ゴジラ対自衛隊 〜映画の中の自衛隊〜

日本がアメリカと肩を並べた?

キングギドラ――1991年公開『ゴジラVSキングギドラ』より


 1991年に公開された『ゴジラVSキングギドラ』において、キングギドラは昭和版の宇宙怪獣という設定から一新され、23世紀の未来から連れてこられた小動物が、ゴジラを生み出した核実験に遭って怪獣化したものとなっている。その未来人の目的は、23世紀に世界随一の超大国となった日本の国力を削ぐことにあった。

作品が公開された1991年12月に、ソビエト連邦が崩壊。冷戦構造を形作っていた超大国の一角が崩れた。その前年の1990年に、東西ドイツを隔てていたベルリンの壁が破壊され、東西ドイツの統一が果たされるなど、社会主義国家の敗北が鮮明となっていた頃の映画である。

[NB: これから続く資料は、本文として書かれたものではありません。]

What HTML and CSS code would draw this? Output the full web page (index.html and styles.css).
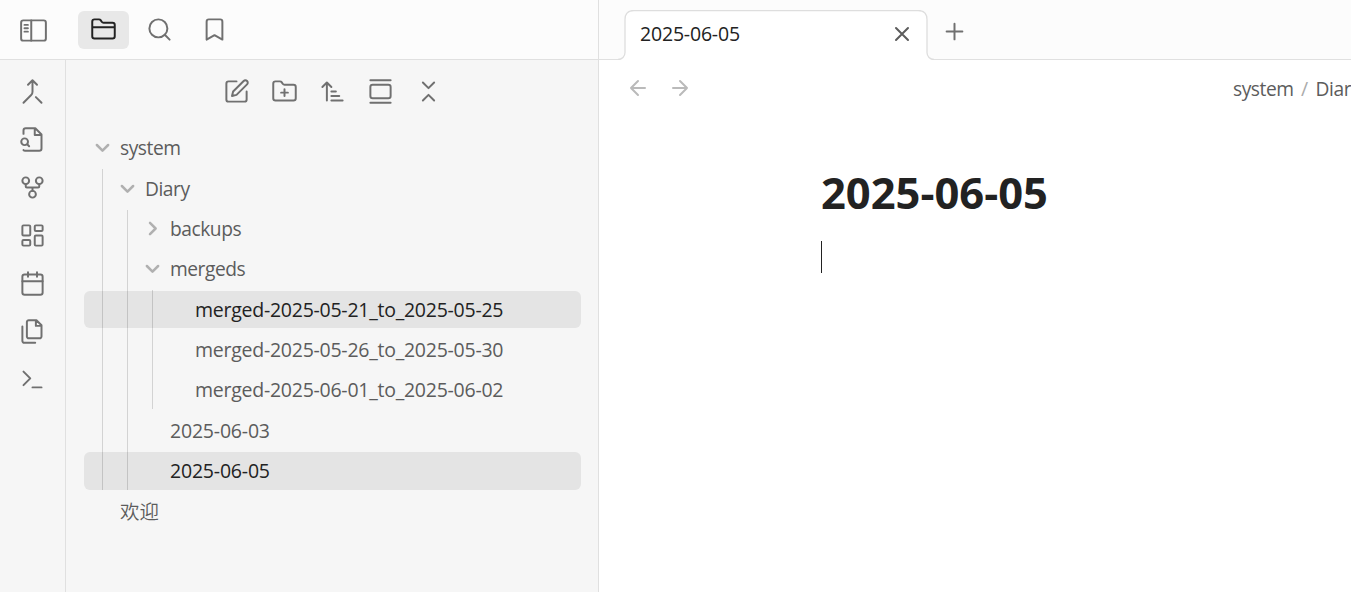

 ソ連が力を失った後、唯一の超大国として君臨するアメリカが最も警戒しているのが日本である――。当時、そんな戯言を本気で信じた日本人も多かったかもしれない。確かに、当時の日本は世界第2位の経済大国であり、バブルと後に呼ばれる好景気に沸いていた。アメリカでは、ジャパンバッシングと呼ばれる日本排斥の運動すらあった。

 しかし、1990年3月の総量規制から始まった景気減速からバブル崩壊の流れは、『ゴジラVSキングギドラ』の公開を前後して顕著なものとなっていた。また、登場人物のセリフの中で23世紀の未来においてもソビエト連邦が存在しているかのような表現があったが、ソ連は映画公開中の1991年12月21日の独立国家共同体設立、25日のゴルバチョフ大統領の辞任によって、その歴史に幕が下ろされた。

 映画人は預言者ではないが、今の世界情勢を見ながらこの映画を見ると、ある意味滑稽である。何より、国の信用の根幹は国家の安定。すなわち、万全の安全保障体制――軍事力にこそある。日本が、戦後世界第2位の経済大国の地位にまで上り詰めることができたのは自衛隊という軍事力のみならず、日米安全保障条約によって世界最強のアメリカ軍に守られている国の信用に対するこの上ない担保があったことや、そのおかげで防衛費をGDP1%以下という、きわめて低額に収められていたからこそである(ちなみに2015年の日本の防衛費のGDP比は0.99%。日本の周辺の国では韓国が2.64%、中国が1.92%、ロシアが5.39%、アメリカが3.32%となっている)。そんな状況で、なぜアメリカと対等に渡り合えるなどと考えられたのか。